Inculpé pour "attentat à la sûreté de l’Etat" et "haute trahison" pour le putsch avorté, le militaire est également poursuivi dans l’affaire Thomas Sankara pour "atteinte à la sûreté de l’Etat, séquestration, terrorisme et crime contre l’humanité".
"Même s’il ne faisait pas partie du commando, il est soupçonné d’avoir dirigé les opérations depuis son bureau", indique une source judiciaire.
Outre cet ancien chef d’état-major du président Compaoré, l’ancien adjudant-chef Hyacinthe Kafando, un des anciens gardes du corps de Sankara, présenté comme le chef du commando, fait également partie de la douzaine d’inculpés.

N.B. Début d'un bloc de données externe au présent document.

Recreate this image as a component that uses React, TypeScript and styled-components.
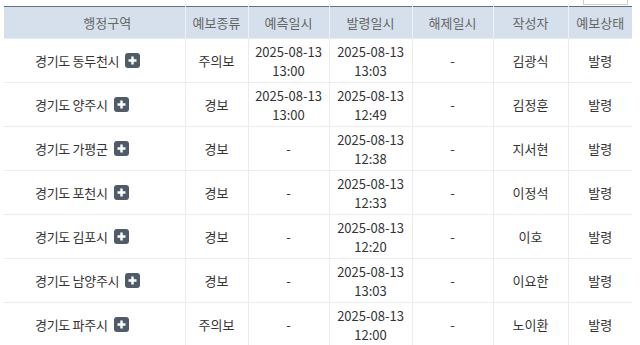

Thomas Sankara est devenu après sa mort un mythe au Burkina Faso et bien au-delà, dans toute l’Afrique.
"On veut juste connaître la vérité et la justice pour que le peuple burkinabè se réconcilie avec son histoire", explique Serge Bayala, membre du comité international du mémorial Thomas Sankara.
"Nous nous réclamons des héritiers de Sankara, il est donc normal de poursuivre la lutte dans la quête de la vérité. C’est d’ailleurs l’héritage qu’il nous a laissé : lutter pour la vérité et la justice", ajoute-t-il.